== Data for the task

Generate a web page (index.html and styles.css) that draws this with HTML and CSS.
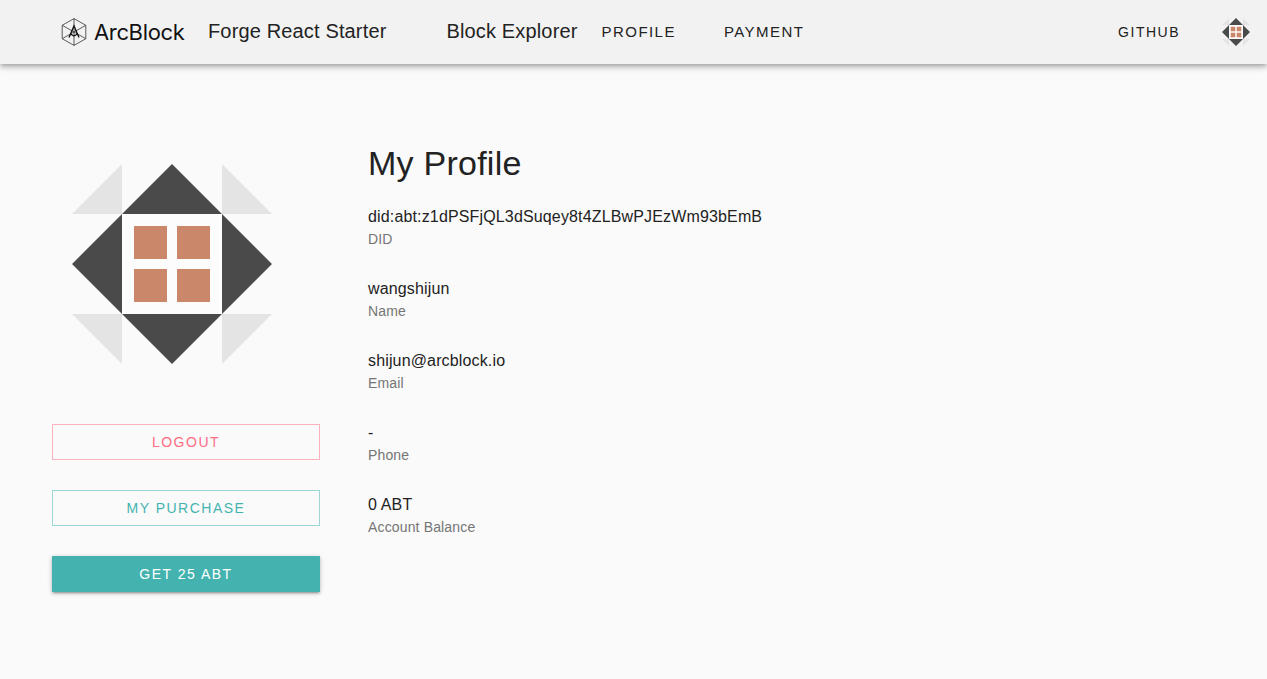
FILE: index.html
```html
<!DOCTYPE html>
<html lang="en">
<head>
<meta charset="utf-8">
<title>Forge React Starter</title>
<link rel="stylesheet" href="styles.css">
</head>
<body>
<svg width="0" height="0" class="defs">
  <symbol id="avatar" viewBox="0 0 200 200">
    <path class="avatar-corner" d="M0 50L50 0V50ZM150 0L200 50H150ZM0 150H50V200ZM150 150H200L150 200Z"/>
    <path class="avatar-side" d="M50 50L100 0L150 50ZM150 50L200 100L150 150ZM50 150H150L100 200ZM50 50V150L0 100Z"/>
    <path class="avatar-center" d="M50 50H150V150H50Z"/>
    <path class="avatar-tile" d="M62 62H95V95H62ZM105 62H138V95H105ZM62 105H95V138H62ZM105 105H138V138H105Z"/>
  </symbol>
</svg>
<header class="header">
  <a class="brand">
    <svg class="brand-mark" viewBox="0 0 26 28">
      <path d="M13 .6L24.8 7.3V20.7L13 27.4L1.2 20.7V7.3ZM13 .6V27.4M1.2 7.3L24.8 20.7M24.8 7.3L1.2 20.7"/>
      <path class="brand-mark-a" d="M8 19.5L13 8L18 19.5M9.5 16L13 18L16.5 16"/>
    </svg>
    <span class="brand-name">ArcBlock</span>
  </a>
  <span class="title">Forge React Starter</span>
  <nav class="nav">
    <a class="title">Block Explorer</a>
    <a class="nav-link profile">Profile</a>
    <a class="nav-link payment">Payment</a>
  </nav>
  <a class="nav-link github">GitHub</a>
  <svg class="avatar-small"><use href="#avatar"/></svg>
</header>
<main class="main">
  <aside class="sidebar">
    <svg class="avatar"><use href="#avatar"/></svg>
    <button class="button logout">Logout</button>
    <button class="button purchase">My Purchase</button>
    <button class="button get">Get 25 ABT</button>
  </aside>
  <section class="content">
    <h1 class="heading">My Profile</h1>
    <dl class="list">
      <div class="item"><dd class="value">did:abt:z1dPSFjQL3dSuqey8t4ZLBwPJEzWm93bEmB</dd><dt class="label">DID</dt></div>
      <div class="item"><dd class="value">wangshijun</dd><dt class="label">Name</dt></div>
      <div class="item"><dd class="value">shijun@arcblock.io</dd><dt class="label">Email</dt></div>
      <div class="item"><dd class="value">-</dd><dt class="label">Phone</dt></div>
      <div class="item"><dd class="value">0 ABT</dd><dt class="label">Account Balance</dt></div>
    </dl>
  </section>
</main>
</body>
</html>
```
FILE: styles.css
```css
* { box-sizing: border-box; }
body {
  margin: 0;
  min-height: 679px;
  background: #fafafa;
  color: #222;
  font-family: "Liberation Sans", Helvetica, Arial, sans-serif;
}
.defs { display: block; }
.avatar-corner { fill: #e4e4e4; }
.avatar-side { fill: #4a4a4a; }
.avatar-center { fill: #fdfcfd; }
.avatar-tile { fill: #ca8769; }

.header {
  display: flex;
  align-items: center;
  height: 64px;
  padding: 0 17px 0 61px;
  background: #f2f2f2;
  box-shadow: 0 2px 4px -1px rgba(0,0,0,.2), 0 4px 5px 0 rgba(0,0,0,.14), 0 1px 10px 0 rgba(0,0,0,.12);
  white-space: nowrap;
}
.brand { display: flex; align-items: center; width: 147px; }
.brand-mark { flex: none; width: 26px; height: 28px; fill: none; stroke: #333; stroke-width: .8; }
.brand-mark-a { stroke: #111; stroke-width: 1.3; }
.brand-name { margin-left: 7px; font-family: Inter, sans-serif; font-size: 22px; line-height: 28px; letter-spacing: -.35px; color: #111; }
.title { padding-bottom: 2px; font-size: 20px; line-height: 32px; letter-spacing: .15px; }
.nav { display: flex; align-items: center; margin-left: 60px; }
.nav-link { font-size: 15px; line-height: 24px; letter-spacing: 1.45px; text-transform: uppercase; }
.profile { margin-left: 24px; }
.payment { margin-left: 48px; }
.github { margin-left: auto; font-size: 14px; letter-spacing: 1.5px; }
.avatar-small { width: 28px; height: 28px; margin-left: 42px; }

.main { display: flex; gap: 48px; padding: 80px 52px 0; }
.sidebar { display: flex; flex-direction: column; width: 268px; padding-top: 20px; }
.avatar { width: 200px; height: 200px; margin: 0 0 60px 20px; }
.button {
  height: 36px;
  margin: 0 0 30px;
  padding: 0;
  border: 1px solid;
  background: transparent;
  font: 14px/24px "Liberation Sans", Helvetica, Arial, sans-serif;
  letter-spacing: 1.5px;
  text-transform: uppercase;
}
.logout { color: #ff6e82; border-color: #fbb2bc; }
.purchase { color: #44b3b0; border-color: #9ed6d5; }
.get {
  border: 0;
  color: #fff;
  background: #44b3b0;
  box-shadow: 0 1px 5px rgba(0,0,0,.2), 0 2px 2px rgba(0,0,0,.14), 0 3px 1px -2px rgba(0,0,0,.12);
}
.heading { margin: 0; font-size: 34px; font-weight: 400; line-height: 39px; letter-spacing: .25px; }
.list { margin: 22px 0 0; }
.item { height: 72px; }
.value { margin: 0; font-size: 16px; line-height: 24px; letter-spacing: .15px; }
.label { font-size: 14px; line-height: 20px; letter-spacing: .15px; color: #757575; }
```
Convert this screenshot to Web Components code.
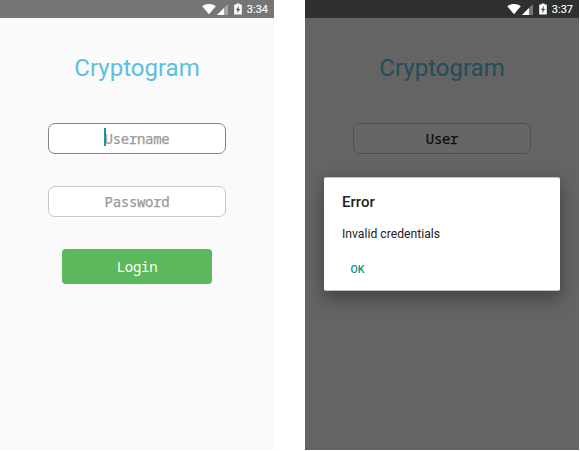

====

> Description of the task
Copy out the data above exactly, except the pictures.

> Written answer
Generate a web page (index.html and styles.css) that draws this with HTML and CSS.
FILE: index.html
```html
<!DOCTYPE html>
<html lang="en">
<head>
<meta charset="utf-8">
<title>Forge React Starter</title>
<link rel="stylesheet" href="styles.css">
</head>
<body>
<svg width="0" height="0" class="defs">
  <symbol id="avatar" viewBox="0 0 200 200">
    <path class="avatar-corner" d="M0 50L50 0V50ZM150 0L200 50H150ZM0 150H50V200ZM150 150H200L150 200Z"/>
    <path class="avatar-side" d="M50 50L100 0L150 50ZM150 50L200 100L150 150ZM50 150H150L100 200ZM50 50V150L0 100Z"/>
    <path class="avatar-center" d="M50 50H150V150H50Z"/>
    <path class="avatar-tile" d="M62 62H95V95H62ZM105 62H138V95H105ZM62 105H95V138H62ZM105 105H138V138H105Z"/>
  </symbol>
</svg>
<header class="header">
  <a class="brand">
    <svg class="brand-mark" viewBox="0 0 26 28">
      <path d="M13 .6L24.8 7.3V20.7L13 27.4L1.2 20.7V7.3ZM13 .6V27.4M1.2 7.3L24.8 20.7M24.8 7.3L1.2 20.7"/>
      <path class="brand-mark-a" d="M8 19.5L13 8L18 19.5M9.5 16L13 18L16.5 16"/>
    </svg>
    <span class="brand-name">ArcBlock</span>
  </a>
  <span class="title">Forge React Starter</span>
  <nav class="nav">
    <a class="title">Block Explorer</a>
    <a class="nav-link profile">Profile</a>
    <a class="nav-link payment">Payment</a>
  </nav>
  <a class="nav-link github">GitHub</a>
  <svg class="avatar-small"><use href="#avatar"/></svg>
</header>
<main class="main">
  <aside class="sidebar">
    <svg class="avatar"><use href="#avatar"/></svg>
    <button class="button logout">Logout</button>
    <button class="button purchase">My Purchase</button>
    <button class="button get">Get 25 ABT</button>
  </aside>
  <section class="content">
    <h1 class="heading">My Profile</h1>
    <dl class="list">
      <div class="item"><dd class="value">did:abt:z1dPSFjQL3dSuqey8t4ZLBwPJEzWm93bEmB</dd><dt class="label">DID</dt></div>
      <div class="item"><dd class="value">wangshijun</dd><dt class="label">Name</dt></div>
      <div class="item"><dd class="value">shijun@arcblock.io</dd><dt class="label">Email</dt></div>
      <div class="item"><dd class="value">-</dd><dt class="label">Phone</dt></div>
      <div class="item"><dd class="value">0 ABT</dd><dt class="label">Account Balance</dt></div>
    </dl>
  </section>
</main>
</body>
</html>
```
FILE: styles.css
```css
* { box-sizing: border-box; }
body {
  margin: 0;
  min-height: 679px;
  background: #fafafa;
  color: #222;
  font-family: "Liberation Sans", Helvetica, Arial, sans-serif;
}
.defs { display: block; }
.avatar-corner { fill: #e4e4e4; }
.avatar-side { fill: #4a4a4a; }
.avatar-center { fill: #fdfcfd; }
.avatar-tile { fill: #ca8769; }

.header {
  display: flex;
  align-items: center;
  height: 64px;
  padding: 0 17px 0 61px;
  background: #f2f2f2;
  box-shadow: 0 2px 4px -1px rgba(0,0,0,.2), 0 4px 5px 0 rgba(0,0,0,.14), 0 1px 10px 0 rgba(0,0,0,.12);
  white-space: nowrap;
}
.brand { display: flex; align-items: center; width: 147px; }
.brand-mark { flex: none; width: 26px; height: 28px; fill: none; stroke: #333; stroke-width: .8; }
.brand-mark-a { stroke: #111; stroke-width: 1.3; }
.brand-name { margin-left: 7px; font-family: Inter, sans-serif; font-size: 22px; line-height: 28px; letter-spacing: -.35px; color: #111; }
.title { padding-bottom: 2px; font-size: 20px; line-height: 32px; letter-spacing: .15px; }
.nav { display: flex; align-items: center; margin-left: 60px; }
.nav-link { font-size: 15px; line-height: 24px; letter-spacing: 1.45px; text-transform: uppercase; }
.profile { margin-left: 24px; }
.payment { margin-left: 48px; }
.github { margin-left: auto; font-size: 14px; letter-spacing: 1.5px; }
.avatar-small { width: 28px; height: 28px; margin-left: 42px; }

.main { display: flex; gap: 48px; padding: 80px 52px 0; }
.sidebar { display: flex; flex-direction: column; width: 268px; padding-top: 20px; }
.avatar { width: 200px; height: 200px; margin: 0 0 60px 20px; }
.button {
  height: 36px;
  margin: 0 0 30px;
  padding: 0;
  border: 1px solid;
  background: transparent;
  font: 14px/24px "Liberation Sans", Helvetica, Arial, sans-serif;
  letter-spacing: 1.5px;
  text-transform: uppercase;
}
.logout { color: #ff6e82; border-color: #fbb2bc; }
.purchase { color: #44b3b0; border-color: #9ed6d5; }
.get {
  border: 0;
  color: #fff;
  background: #44b3b0;
  box-shadow: 0 1px 5px rgba(0,0,0,.2), 0 2px 2px rgba(0,0,0,.14), 0 3px 1px -2px rgba(0,0,0,.12);
}
.heading { margin: 0; font-size: 34px; font-weight: 400; line-height: 39px; letter-spacing: .25px; }
.list { margin: 22px 0 0; }
.item { height: 72px; }
.value { margin: 0; font-size: 16px; line-height: 24px; letter-spacing: .15px; }
.label { font-size: 14px; line-height: 20px; letter-spacing: .15px; color: #757575; }
```
Convert this screenshot to Web Components code.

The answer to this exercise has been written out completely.